Despite the increased selling, the price of BTC did not cave down as other large wallets have been buying throughout the recent downturn – outflows from exchanges is also continuing at an aggressive pace, with reserves still at their lowest since mid-2018. This could imply that it could simply be a redistribution of BTC from a few wallets to other wallets – which ultimately could benefit in the long-term since this would help in the decentralisation of BTC into different parties. 

The other wallets that scooped up the BTC sold include wallets with more than 1,000 BTC. This group of whales mopped up around 55,000 BTC over the last week as price came tumbling down. The third-largest BTC whale address also continued to accumulate more BTC as it acquired over 6000 BTCs within the week. El Salvador also mopped up another 100 BTC during the “Black Friday” BTC sale. 

The battle of the whales can be seen in the price of BTC, which saw greater than normal intra-day price volatility in recent times. Throughout the week, BTC price has suddenly spiked up, but was followed with an immediate full retracement move, implying that sellers were lurking and constantly putting pressure on BTC price whenever price tried to move up. 

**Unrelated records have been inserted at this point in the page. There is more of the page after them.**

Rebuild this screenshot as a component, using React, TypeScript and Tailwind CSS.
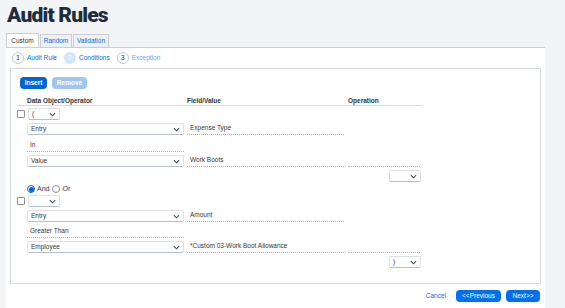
import React from 'react';

const Chevron: React.FC = () => (
  <svg width="7" height="5" viewBox="0 0 8 5" className="shrink-0">
    <path d="M1 1l3 3 3-3" fill="none" stroke="#354a5f" strokeWidth="1.2" />
  </svg>
);

const Select: React.FC<{ value?: string; w: string }> = ({ value = '', w }) => (
  <div className={`${w} h-[12px] flex items-center justify-between bg-white border border-[#dcdfe3] border-b-[#b8bec5] rounded-[2px] pl-[3px] pr-[3px]`}>
    <span className="text-[6.5px] text-[#32363a] leading-none">{value}</span>
    <Chevron />
  </div>
);

const Field: React.FC<{ text?: string; w: string }> = ({ text = '', w }) => (
  <div className={`${w} h-[12px] flex items-center border-b border-dotted border-[#a9b0b7] pl-[3px]`}>
    <span className="text-[6.5px] text-[#32363a] leading-none">{text}</span>
  </div>
);

const Step: React.FC<{ n: string; label: string; active?: boolean; color: string }> = ({ n, label, active, color }) => (
  <div className="flex items-center gap-[3px]">
    <div className={`w-[12px] h-[12px] rounded-full flex items-center justify-center text-[7px] ${active ? 'bg-[#d1e6fb] text-white' : 'border border-[#c3c8cd] text-[#32363a]'}`}>{n}</div>
    <span className={`text-[6.5px] ${color}`}>{label}</span>
  </div>
);

const App: React.FC = (): JSX.Element => {
  return (
    <div className="w-[565px] h-[308px] bg-[#f3f4f6] overflow-hidden flex flex-col" style={{ fontFamily: '"Liberation Sans", Arial, sans-serif' }}>
      <h1 className="pl-[7px] pt-[1px] h-[33px] text-[21px] font-black text-[#1d2d3e] tracking-[-0.8px] leading-[28px]" style={{ fontFamily: 'Roboto, "Liberation Sans", sans-serif' }}>Audit Rules</h1>

      <div className="ml-[6px] flex items-end gap-[1px] h-[14px]">
        <div className="h-[14px] w-[33px] bg-white border border-b-0 border-[#c9ced3] flex items-center justify-center text-[6.5px] text-[#32363a]">Custom</div>
        <div className="h-[13px] w-[32px] bg-[#eef0f3] border border-b-0 border-[#c9ced3] flex items-center justify-center text-[6.5px] text-[#0a6ed1]">Random</div>
        <div className="h-[13px] w-[36px] bg-[#eef0f3] border border-b-0 border-[#c9ced3] flex items-center justify-center text-[6.5px] text-[#0a6ed1]">Validation</div>
      </div>

      <div className="ml-[6px] w-[539px] flex-1 bg-white border-t border-[#c9ced3] flex flex-col">
        <div className="h-[20px] pl-[6px] flex items-center gap-[7px]">
          <Step n="1" label="Audit Rule" color="text-[#0a6ed1]" />
          <Step n="2" label="Conditions" active color="text-[#0a6ed1]" />
          <Step n="3" label="Exception" color="text-[#6ea6e6]" />
        </div>

        <div className="mx-[4px] h-[216px] border border-[#d5dadd] flex flex-col">
          <div className="pl-[9px] pt-[8px] flex gap-[5px]">
            <button className="h-[12px] w-[27px] rounded-[4px] bg-[#0064d9] text-white text-[6.5px] font-bold">Insert</button>
            <button className="h-[12px] w-[35px] rounded-[4px] bg-[#9ec6f3] text-white text-[6.5px] font-bold">Remove</button>
          </div>

          <div className="ml-[6px] mt-[7px] w-[406px] h-[10px] flex items-center border-b border-[#d5dadd] text-[6.5px] font-bold text-[#32363a]">
            <span className="ml-[10px] w-[160px]">Data Object/Operator</span>
            <span className="w-[161px]">Field/Value</span>
            <span>Operation</span>
          </div>

          <div className="ml-[6px] flex flex-col">
            <div className="mt-[2px] flex items-center gap-[3px]">
              <div className="w-[8px] h-[8px] border border-[#89919a] rounded-[1px] bg-white" />
              <Select value="(" w="w-[32px]" />
            </div>
            <div className="mt-[3px] ml-[10px] flex items-center gap-[3px]">
              <Select value="Entry" w="w-[157px]" />
              <Field text="Expense Type" w="w-[157px]" />
            </div>
            <div className="mt-[5px] ml-[10px] flex">
              <Field text="In" w="w-[157px]" />
            </div>
            <div className="mt-[3px] ml-[10px] flex items-center gap-[3px]">
              <Select value="Value" w="w-[157px]" />
              <Field text="Work Boots" w="w-[157px]" />
              <div className="ml-[1px]"><Field w="w-[72px]" /></div>
            </div>
            <div className="mt-[3px] ml-[372px]">
              <Select w="w-[32px]" />
            </div>
            <div className="mt-[2px] ml-[10px] h-[10px] flex items-center gap-[2px] text-[7px] text-[#32363a]">
              <span className="w-[8px] h-[8px] rounded-full border border-[#0064d9] flex items-center justify-center"><span className="w-[5px] h-[5px] rounded-full bg-[#0064d9]" /></span>
              <span>And</span>
              <span className="ml-[1px] w-[8px] h-[8px] rounded-full border border-[#89919a]" />
              <span>Or</span>
            </div>
            <div className="mt-[1px] flex items-center gap-[3px]">
              <div className="w-[8px] h-[8px] border border-[#89919a] rounded-[1px] bg-white" />
              <Select w="w-[32px]" />
            </div>
            <div className="mt-[3px] ml-[10px] flex items-center gap-[3px]">
              <Select value="Entry" w="w-[157px]" />
              <Field text="Amount" w="w-[157px]" />
            </div>
            <div className="mt-[4px] ml-[10px] flex">
              <Field text="Greater Than" w="w-[157px]" />
            </div>
            <div className="mt-[3px] ml-[10px] flex items-center gap-[3px]">
              <Select value="Employee" w="w-[157px]" />
              <Field text="*Custom 03-Work Boot Allowance" w="w-[157px]" />
              <div className="ml-[1px]"><Field w="w-[72px]" /></div>
            </div>
            <div className="mt-[3px] ml-[372px]">
              <Select value=")" w="w-[32px]" />
            </div>
          </div>
        </div>

        <div className="flex-1 flex items-center justify-end pr-[5px] gap-[5px]">
          <span className="mr-[5px] text-[6.5px] text-[#0a6ed1]">Cancel</span>
          <button className="h-[12px] w-[45px] rounded-[4px] bg-[#0070f2] text-white text-[6.5px]">&lt;&lt;Previous</button>
          <button className="h-[12px] w-[34px] rounded-[4px] bg-[#0070f2] text-white text-[6.5px]">Next&gt;&gt;</button>
        </div>
      </div>
    </div>
  );
};

export default App;
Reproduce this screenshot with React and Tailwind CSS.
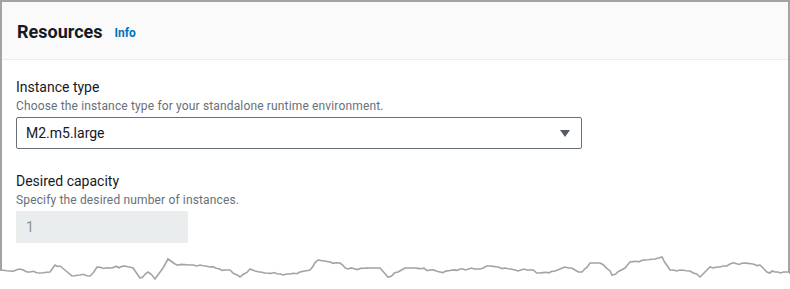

However, an interesting occurrence took place. Immediately after news of the new COVID variant spread, LTHs of BTC, who had been sending BTC to exchanges for sale, stopped. While the price of BTC took an almost 10% dive, there were not a lot of LTHs that sold. This could imply that either the LTHs were price sensitive, or that they were expecting more accommodative central bank policies going forward that could benefit the price of BTC due to the new situation. 

ETH Miners Sold ETH Prior To Dip

Meanwhile, the situation for ETH was the same as for BTC, in that miners took the opportunity to offload some ETH when ETH went above $4,500. The supply of ETH at miners’ wallets fell in tandem with the supply of ETH at exchanges, which meant that the miners had successfully sold their portion of ETH just before ETH price crashed to $4,000 on Friday. With BTC down almost 10%, altcoins were not spared and bled an average of 20%. Even coins in the metaverse segment, which had been witnessing very good double digits growth despite a weak overall market last week, were not spared from the Friday massacre. SAND, the star performer which had almost doubled over the week, has been retracing backwards by 25%, slightly more than the average 20% fall in altcoins. 

How the markets will behave this week depends a lot on the narrative surrounding the new COVID strain. Should cases start to spike up again, we could continue to see blood letting in the markets, which could be a great buying opportunity as we have seen in the reversal of the March 2020 selloff as that could force central banks to continue to print money to support their economies. 

The Crypto Fear and Fear Index has also fallen to the FEAR category, which historically is a good time to start accumulating. Indeed, the crypto market has started the new week recovering half of the Friday selloff, while Oil has bounced 3% higher. Gold and Silver are also a tad higher, while Asian stocks markets, despite opening lower, have managed to pare off some losses. However, whether the rebound can be sustained depends a lot on the US stock market as well as the situation on the new COVID variant.